Auxiliary staff (drivers, bookkeepers, clerical staff, etc.) should be limited to the minimum indispensable to undertake the necessary work. When possible, these services should be provided by a pool serving the other units (maintenance, administration, etc.).
Little equipment is needed for the operational activities, although it does include items for transport. The following are usually needed:
a: for the Water Guards: portable water measuring devices can be used to check water flows when the irrigation system is not equipped with water measuring structures. Bicycles or motorcycles help to improve the service.b: for the Canal Operators: radio or telephone for communicating with the main office. They should also have good transport facilities.
c: for the Pump Operators: adequate mechanical tools for their maintenance work. Transport of fuel, oil and grease should be arranged by the main office.
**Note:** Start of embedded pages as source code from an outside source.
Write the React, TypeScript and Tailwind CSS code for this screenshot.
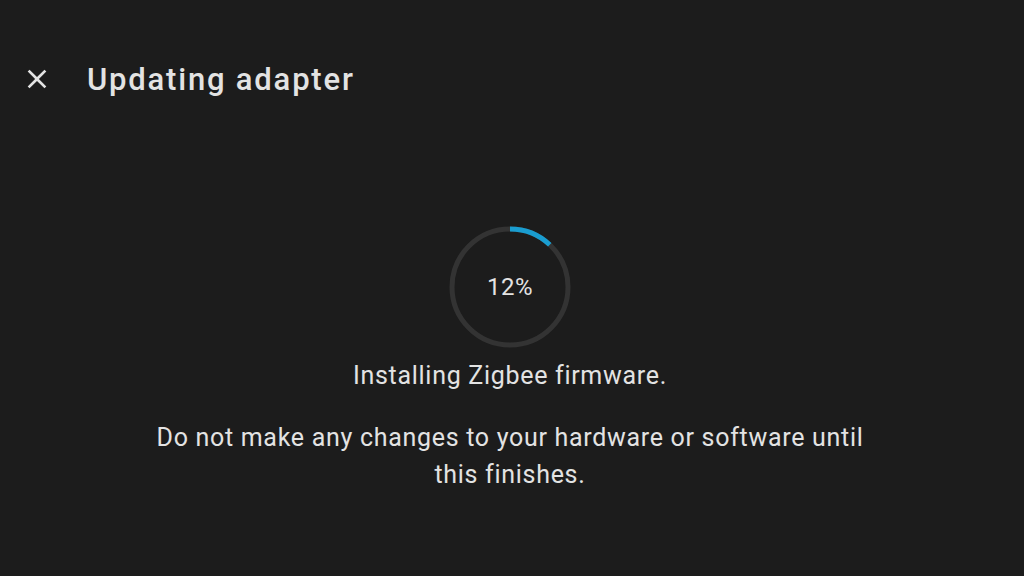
import React from "react";

const ProgressRing = ({ value }: { value: number }) => {
  const r = 58;
  const c = 2 * Math.PI * r;
  return (
    <div className="relative w-[124px] h-[124px]">
      <svg width="124" height="124" viewBox="0 0 124 124" className="-rotate-90">
        <circle cx="62" cy="62" r={r} fill="none" stroke="#333333" strokeWidth="5" />
        <circle
          cx="62"
          cy="62"
          r={r}
          fill="none"
          stroke="#1a9dd0"
          strokeWidth="5"
          strokeDasharray={`${(c * value) / 100} ${c}`}
        />
      </svg>
      <div className="absolute inset-0 flex items-center justify-center text-[24px] tracking-[0.5px] text-[#e3e3e3]">
        {value}%
      </div>
    </div>
  );
};

const App = () => {
  return (
    <div className="w-[1024px] h-[576px] bg-[#1c1c1c] text-[#e3e3e3] font-['Roboto',sans-serif] overflow-hidden">
      {/* Header */}
      <div className="flex items-center h-[56px] mt-[51px] pl-[21px]">
        <svg width="32" height="32" viewBox="0 0 24 24" className="text-[#e3e3e3]">
          <path
            d="M19 6.41 17.59 5 12 10.59 6.41 5 5 6.41 10.59 12 5 17.59 6.41 19 12 13.41 17.59 19 19 17.59 13.41 12z"
            fill="currentColor"
          />
        </svg>
        <h1 className="ml-[34px] text-[31px] font-medium tracking-[1.8px] leading-none">
          Updating adapter
        </h1>
      </div>

      {/* Body */}
      <div className="flex flex-col items-center mt-[118px] pr-[4px]">
        <ProgressRing value={12} />
        <p className="mt-[9px] text-[25px] tracking-[0.7px] leading-[36px]">
          Installing Zigbee firmware.
        </p>
        <p className="mt-[25px] text-[25px] tracking-[0.7px] leading-[37px] text-center w-[730px]">
          Do not make any changes to your hardware or software until this finishes.
        </p>
      </div>
    </div>
  );
};

export default App;
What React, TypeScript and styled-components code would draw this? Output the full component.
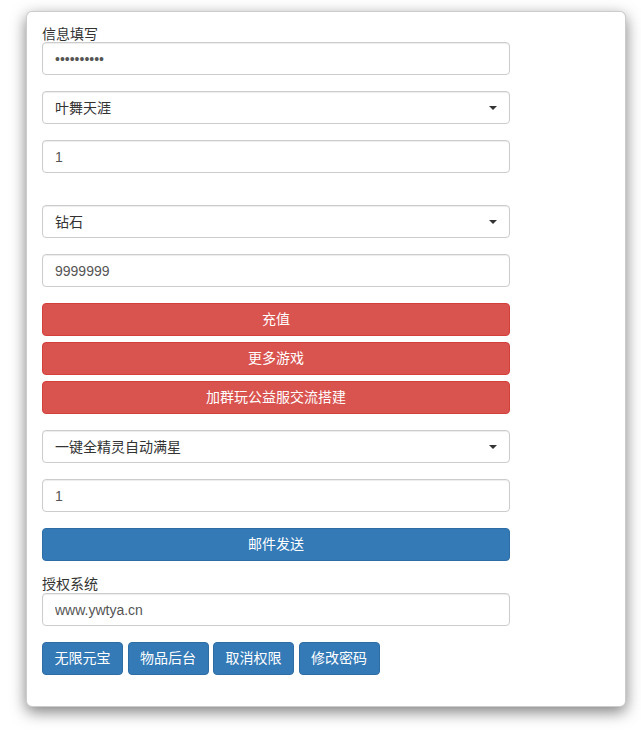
import styled, { createGlobalStyle } from 'styled-components'

const GlobalStyle = createGlobalStyle`
  html, body {
    margin: 0;
    padding: 0;
    background: #fff;
  }

  body {
    font-family: 'Liberation Sans', 'Noto Sans CJK SC', sans-serif;
    font-size: 14px;
    line-height: 20px;
    color: #333;
  }

  * {
    box-sizing: border-box;
  }
`

const Page = styled.div`
  padding: 11px 0 26px 26px;
`

const Card = styled.div`
  width: 600px;
  padding: 15px 15px 31px;
  background: #fff;
  border: 1px solid rgba(0, 0, 0, 0.2);
  border-radius: 6px;
  box-shadow: 0 5px 15px rgba(0, 0, 0, 0.5);
`

const Form = styled.div`
  width: 468px;
  display: flex;
  flex-direction: column;
`

const Label = styled.label<{ $gap?: number }>`
  display: block;
  height: 15px;
  margin-top: ${({ $gap }) => $gap ?? 0}px;
  font-size: 14px;
  line-height: 15px;
  color: #333;
`

const Field = styled.input<{ $gap?: number }>`
  display: block;
  width: 100%;
  height: 33px;
  margin: ${({ $gap }) => $gap ?? 0}px 0 0;
  padding: 1px 12px 0;
  font: inherit;
  font-size: 14px;
  line-height: 30px;
  color: #555;
  background: #fff;
  border: 1px solid #ccc;
  border-radius: 4px;
  box-shadow: inset 0 1px 1px rgba(0, 0, 0, 0.075);
  outline: none;
`

const SelectWrap = styled.div<{ $gap?: number }>`
  position: relative;
  height: 33px;
  margin-top: ${({ $gap }) => $gap ?? 0}px;

  &::after {
    content: '';
    position: absolute;
    right: 13px;
    top: 15px;
    border-left: 4px solid transparent;
    border-right: 4px solid transparent;
    border-top: 4px solid #333;
    pointer-events: none;
  }
`

const Select = styled.select`
  display: block;
  width: 100%;
  height: 33px;
  margin: 0;
  padding: 1px 30px 0 12px;
  font: inherit;
  font-size: 14px;
  line-height: 30px;
  color: #333;
  background: #fff;
  border: 1px solid #ccc;
  border-radius: 4px;
  box-shadow: inset 0 1px 1px rgba(0, 0, 0, 0.075);
  appearance: none;
  outline: none;
`

const BlockButton = styled.button<{ $tone: 'danger' | 'primary'; $gap?: number }>`
  display: block;
  width: 100%;
  height: 33px;
  margin: ${({ $gap }) => $gap ?? 0}px 0 0;
  padding: 0 12px;
  font: inherit;
  font-size: 14px;
  line-height: 31px;
  color: #fff;
  text-align: center;
  border-radius: 4px;
  cursor: pointer;
  background: ${({ $tone }) => ($tone === 'danger' ? '#d9534f' : '#337ab7')};
  border: 1px solid ${({ $tone }) => ($tone === 'danger' ? '#d43f3a' : '#2e6da4')};
`

const ButtonRow = styled.div`
  display: flex;
  gap: 4.5px;
  margin-top: 16px;
`

const SmallButton = styled.button`
  height: 33px;
  margin: 0;
  padding: 0 11.5px;
  font: inherit;
  font-size: 14px;
  line-height: 31px;
  color: #fff;
  background: #337ab7;
  border: 1px solid #2e6da4;
  border-radius: 4px;
  cursor: pointer;
  white-space: nowrap;
`

const roles = ['叶舞天涯']
const items = ['钻石']
const mails = ['一键全精灵自动满星']
const actions = ['无限元宝', '物品后台', '取消权限', '修改密码']

export default function App() {
  return (
    <>
      <GlobalStyle />
      <Page>
        <Card>
          <Form>
            <Label>信息填写</Label>
            <Field type="password" defaultValue="1234567890" />

            <SelectWrap $gap={16}>
              <Select defaultValue={roles[0]}>
                {roles.map(role => (
                  <option key={role}>{role}</option>
                ))}
              </Select>
            </SelectWrap>

            <Field $gap={16} defaultValue="1" />

            <SelectWrap $gap={32}>
              <Select defaultValue={items[0]}>
                {items.map(item => (
                  <option key={item}>{item}</option>
                ))}
              </Select>
            </SelectWrap>

            <Field $gap={16} defaultValue="9999999" />

            <BlockButton $tone="danger" $gap={16}>充值</BlockButton>
            <BlockButton $tone="danger" $gap={6}>更多游戏</BlockButton>
            <BlockButton $tone="danger" $gap={6}>加群玩公益服交流搭建</BlockButton>

            <SelectWrap $gap={16}>
              <Select defaultValue={mails[0]}>
                {mails.map(mail => (
                  <option key={mail}>{mail}</option>
                ))}
              </Select>
            </SelectWrap>

            <Field $gap={16} defaultValue="1" />

            <BlockButton $tone="primary" $gap={16}>邮件发送</BlockButton>

            <Label $gap={16}>授权系统</Label>
            <Field $gap={1} defaultValue="www.ywtya.cn" />

            <ButtonRow>
              {actions.map(action => (
                <SmallButton key={action}>{action}</SmallButton>
              ))}
            </ButtonRow>
          </Form>
        </Card>
      </Page>
    </>
  )
}
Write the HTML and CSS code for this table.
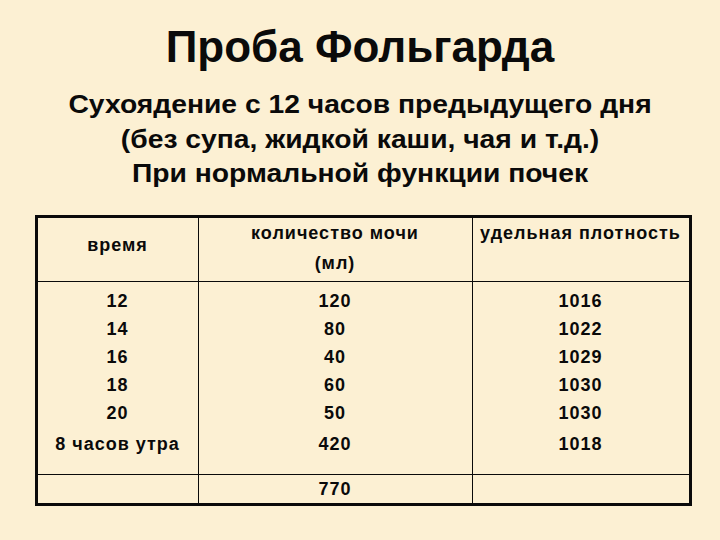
FILE: index.html
```html
<!DOCTYPE html>
<html lang="ru">
<head>
<meta charset="utf-8">
<title>Проба Фольгарда</title>
<link rel="stylesheet" href="styles.css">
</head>
<body>
<div class="slide">
  <h1 class="title">Проба Фольгарда</h1>
  <div class="subtitle">
    <div class="line">Сухоядение с 12 часов предыдущего дня</div>
    <div class="line">(без супа, жидкой каши, чая и т.д.)</div>
    <div class="line">При нормальной функции почек</div>
  </div>
  <table class="data">
    <colgroup>
      <col class="c1"><col class="c2"><col class="c3">
    </colgroup>
    <thead>
      <tr class="head">
        <th class="h-time">время</th>
        <th class="h-amount">количество мочи<br>(мл)</th>
        <th class="h-density">удельная плотность</th>
      </tr>
    </thead>
    <tbody>
      <tr class="body">
        <td>
          <div class="v">12</div><div class="v">14</div><div class="v">16</div>
          <div class="v">18</div><div class="v">20</div><div class="v last">8 часов утра</div>
        </td>
        <td>
          <div class="v">120</div><div class="v">80</div><div class="v">40</div>
          <div class="v">60</div><div class="v">50</div><div class="v last">420</div>
        </td>
        <td>
          <div class="v">1016</div><div class="v">1022</div><div class="v">1029</div>
          <div class="v">1030</div><div class="v">1030</div><div class="v last">1018</div>
        </td>
      </tr>
      <tr class="total">
        <td></td>
        <td>770</td>
        <td></td>
      </tr>
    </tbody>
  </table>
</div>
</body>
</html>
```

FILE: styles.css
```css
html, body {
  margin: 0;
  padding: 0;
}
body {
  width: 720px;
  height: 540px;
  overflow: hidden;
  background: #fcf0d3;
  color: #0a0a0a;
  font-family: "Liberation Sans", Arial, sans-serif;
  font-weight: bold;
}
.slide {
  display: flex;
  flex-direction: column;
  align-items: center;
  padding-top: 21px;
}
.title {
  margin: 0;
  font-size: 44px;
  line-height: 51px;
  font-weight: bold;
  text-align: center;
}
.subtitle {
  margin-top: 15px;
  font-size: 25px;
  line-height: 34.5px;
  text-align: center;
  transform: scaleX(1.13);
}
.data {
  margin-top: 24px;
  margin-left: 6px;
  border-collapse: collapse;
  border: 3px solid #0a0a0a;
  font-size: 18px;
  letter-spacing: 1px;
  text-align: center;
}
.data col.c1 { width: 162px; }
.data col.c2 { width: 274px; }
.data col.c3 { width: 218px; }
.data th, .data td {
  border: 1px solid #0a0a0a;
  padding: 0;
  font-weight: bold;
  vertical-align: top;
}
.data .head {
  height: 65px;
}
.data .head th {
  line-height: 30px;
}
.data .h-time { padding-top: 12px; }
.data .body td {
  line-height: 28.2px;
  padding-top: 5px;
  padding-bottom: 16px;
}
.v.last { margin-top: 2.4px; }
.data .total {
  height: 30px;
}
.data .total td {
  line-height: 26px;
  vertical-align: middle;
}
```
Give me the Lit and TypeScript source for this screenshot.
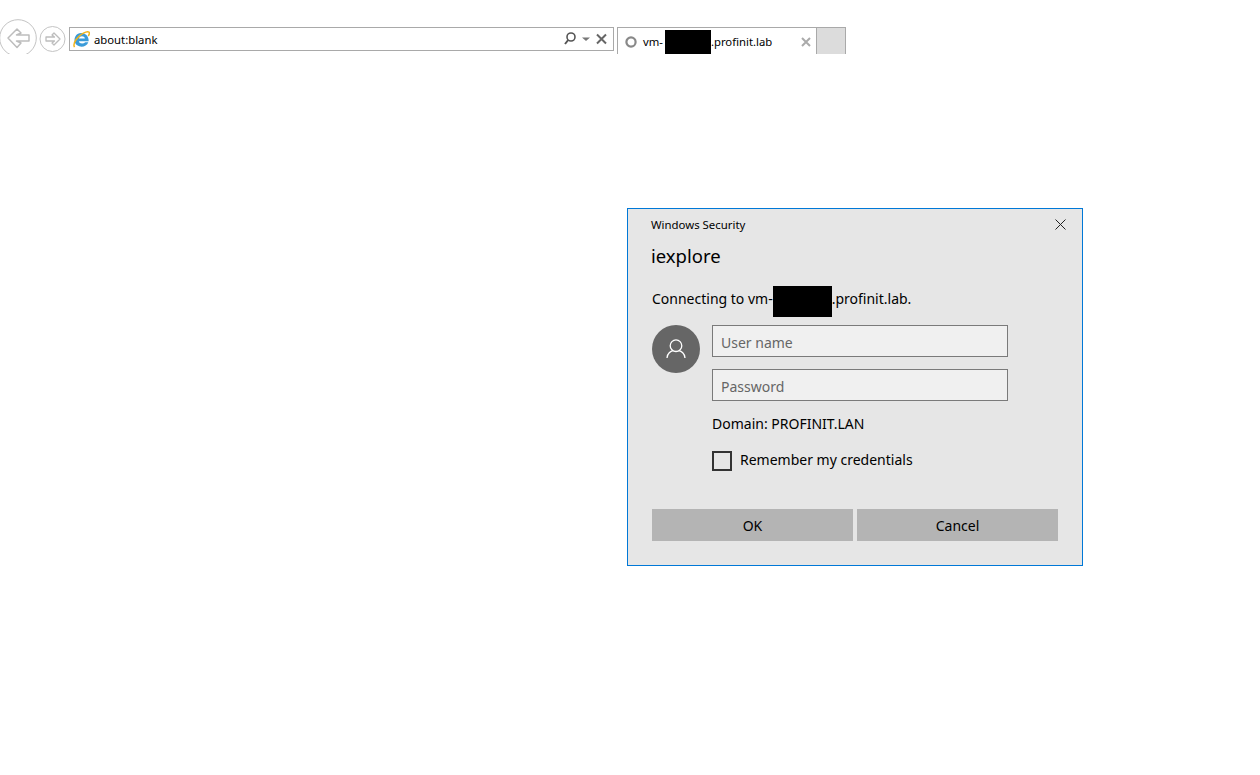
import { LitElement, html, css } from "lit";
import { customElement } from "lit/decorators.js";

@customElement("app-root")
export class AppRoot extends LitElement {
  static styles = css`
    :host { display: block; position: relative; width: 1260px; height: 775px; background: #fff; overflow: hidden; font-family: "Noto Sans", "Open Sans", sans-serif; color: #000; }
    .toolbar { display: flex; align-items: flex-start; height: 54px; overflow: hidden; }
    .nav { display: block; flex: none; width: 69px; height: 54px; }
    .address { box-sizing: border-box; flex: none; width: 545px; height: 24px; margin-top: 27px; border: 1px solid #a9a9a9; display: flex; align-items: center; padding: 0 5px 0 3px; font-size: 11.3px; color: #000; }
    .address svg.ie { flex: none; width: 17px; height: 17px; margin-right: 4px; }
    .address .url { flex: 1; }
    .tools { display: block; flex: none; width: 46px; height: 16px; }
    .tab { box-sizing: border-box; flex: none; width: 200px; height: 27px; margin: 27px 0 0 3px; border: 1px solid #a9a9a9; border-bottom: 0; display: flex; align-items: center; padding: 1px 5px 0 6px; font-size: 11.3px; color: #000; }
    .tab .spin { flex: none; width: 14px; height: 14px; margin-right: 5px; }
    .tab .title { flex: 1; display: flex; align-items: center; white-space: nowrap; }
    .tab .mask { width: 46px; height: 25px; background: #000; margin: 1px 0 0 2px; }
    .tab .close { flex: none; width: 10px; height: 10px; }
    .newtab { flex: none; box-sizing: border-box; width: 29px; height: 27px; margin-top: 27px; background: #dcdcdc; border-top: 1px solid #a9a9a9; border-right: 1px solid #a9a9a9; }

    .dialog { position: absolute; left: 627px; top: 208px; box-sizing: border-box; width: 456px; height: 358px; background: #e6e6e6; border: 1px solid #0078d7; padding: 0 24px; }
    .caption { display: flex; justify-content: space-between; align-items: center; height: 31px; font-size: 11.4px; color: #000; margin-left: -1px; }
    .caption svg { width: 11px; height: 11px; margin-right: -8px; }
    h1 { margin: 2px 0 0 -1px; font-weight: 400; font-size: 18.5px; line-height: 28px; color: #000; }
    .connect { display: flex; align-items: flex-start; height: 31px; margin-top: 16px; font-size: 14px; line-height: 25px; color: #000; white-space: nowrap; }
    .connect .mask { width: 59px; height: 31px; background: #000; }
    .cred { display: grid; grid-template-columns: 48px 296px; column-gap: 12px; margin-top: 8px; }
    .avatar { width: 48px; height: 48px; border-radius: 50%; background: #666; display: flex; align-items: center; justify-content: center; }
    .avatar svg { width: 24px; height: 24px; }
    .fields { display: flex; flex-direction: column; }
    .input { box-sizing: border-box; height: 32px; border: 1px solid #7a7a7a; background: #f0f0f0; padding: 2px 8px 0; display: flex; align-items: center; font-size: 14px; color: #666; margin-bottom: 12px; }
    .domain { font-size: 14px; line-height: 22px; color: #000; }
    .remember { display: flex; align-items: center; margin-top: 16px; font-size: 14px; line-height: 20px; color: #000; }
    .remember .label { margin-top: -2px; }
    .box { box-sizing: border-box; width: 20px; height: 20px; border: 2px solid #333; margin-right: 8px; }
    .buttons { display: flex; gap: 4px; margin-top: 38px; }
    .btn { width: 201px; height: 32px; background: #b4b4b4; display: flex; align-items: center; justify-content: center; font-size: 14px; color: #000; }
  `;

  render() {
    return html`
      <div class="toolbar">
        <svg class="nav" viewBox="0 0 69 54" fill="none">
          <circle cx="18" cy="38" r="18.3" stroke="#c4c4c4" stroke-width="1"/>
          <path d="M8 38 L17 29 L21 33 L16.5 35 H29 V41 H16.5 L21 43 L17 47.5 Z" stroke="#bdbdbd" stroke-width="1.5" stroke-linejoin="round"/>
          <circle cx="52.5" cy="39" r="12.5" stroke="#c4c4c4" stroke-width="1"/>
          <path d="M60 39 L54 33 L52 35 L54.5 37 H46 V41 H54.5 L52 43 L54 45 Z" stroke="#bdbdbd" stroke-width="1.3" stroke-linejoin="round"/>
        </svg>
        <div class="address">
          <svg class="ie" viewBox="0 0 18 18" fill="none">
            <path d="M16.6 10.8 H6.2 C6.6 13.4 10.6 14 13 11.9 H16.2 C14.6 16.6 8.4 18 4.4 15.2 C.4 12.2 .8 5.8 4.8 3.2 C9.2 .4 17 3 16.6 10.8 Z M6.3 8 H12.6 C12.2 4.9 6.9 4.9 6.3 8 Z" fill="#3a9bd9" fill-rule="evenodd"/>
            <path d="M1.6 17 C-0.8 13 5 5.2 11 2.2 C14.4 .6 17.4 .2 17.4 2.2 C17.4 3.2 16.8 4.4 16.2 5.4" stroke="#f2b41b" stroke-width="1.6"/>
          </svg>
          <span class="url">about:blank</span>
          <svg class="tools" viewBox="0 0 46 16" fill="none">
            <circle cx="9" cy="6" r="4" stroke="#555" stroke-width="1.6"/>
            <path d="M6.2 9 L3 13" stroke="#555" stroke-width="2"/>
            <path d="M20 6.5 H28 L24 10 Z" fill="#777"/>
            <path d="M35 3.5 L44 12.5 M44 3.5 L35 12.5" stroke="#666" stroke-width="2"/>
          </svg>
        </div>
        <div class="tab">
          <svg class="spin" viewBox="0 0 14 14" fill="none"><circle cx="7" cy="7" r="4.6" stroke="#888" stroke-width="2.2"/></svg>
          <span class="title">vm-<span class="mask"></span>.profinit.lab</span>
          <svg class="close" viewBox="0 0 10 10" fill="none"><path d="M1 1 L9 9 M9 1 L1 9" stroke="#aaa" stroke-width="2"/></svg>
        </div>
        <div class="newtab"></div>
      </div>

      <div class="dialog">
        <div class="caption">
          <span>Windows Security</span>
          <svg viewBox="0 0 11 11" fill="none"><path d="M0.5 0.5 L10.5 10.5 M10.5 0.5 L0.5 10.5" stroke="#222" stroke-width="1"/></svg>
        </div>
        <h1>iexplore</h1>
        <div class="connect">Connecting to vm-<span class="mask"></span>.profinit.lab.</div>
        <div class="cred">
          <div class="avatar">
            <svg viewBox="0 0 24 24" fill="none" stroke="#fff" stroke-width="1.3">
              <circle cx="12" cy="8.7" r="5.8"/>
              <path d="M3 21 C3 16.5 7 14 9 13.6 M21 21 C21 16.5 17 14 15 13.6"/>
            </svg>
          </div>
          <div class="fields">
            <div class="input">User name</div>
            <div class="input">Password</div>
            <div class="domain">Domain: PROFINIT.LAN</div>
            <div class="remember"><span class="box"></span><span class="label">Remember my credentials</span></div>
          </div>
        </div>
        <div class="buttons">
          <div class="btn">OK</div>
          <div class="btn">Cancel</div>
        </div>
      </div>
    `;
  }
}
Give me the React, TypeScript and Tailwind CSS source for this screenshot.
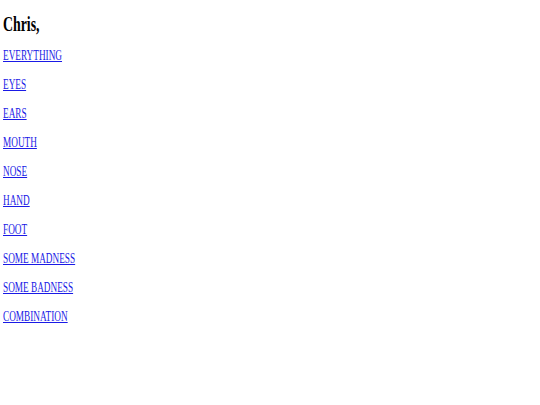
import React from "react";

const items = [
  "EVERYTHING",
  "EYES",
  "EARS",
  "MOUTH",
  "NOSE",
  "HAND",
  "FOOT",
  "SOME MADNESS",
  "SOME BADNESS",
  "COMBINATION",
];

export default function App() {
  return (
    <div className="w-[540px] h-[405px] bg-white pl-[3px] pt-[14px] font-['Liberation_Serif','Times_New_Roman',serif]">
      <div className="origin-top-left scale-x-[0.66] w-[700px]">
        <h2 className="text-[21px] leading-[21px] font-bold text-black">Chris,</h2>
        <div className="mt-[13px] flex flex-col gap-[13px]">
          {items.map((t) => (
            <a
              key={t}
              href="#"
              className="block text-[14px] leading-[16px] text-[#1a1ae6] underline w-fit"
            >
              {t}
            </a>
          ))}
        </div>
      </div>
    </div>
  );
}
d: for the Main Office: small desk calculators and desk computers are necessary for medium-scale schemes. The value of using desk computers or larger ones depends on the complexity of the water distribution methods being used, but they are becoming increasingly popular in several countries (USA, France, Spain, Mexico and others).
The hierarchical basis for the organization of the Operation Service was given in Chapters 2 and 4. The example given in Figure 11 illustrates a typical organization of an Operation Service. As mentioned earlier, the establishment of a Planning and Monitoring Unit to assist the Chief of the Operation Service is highly desirable, particularly in large and medium schemes.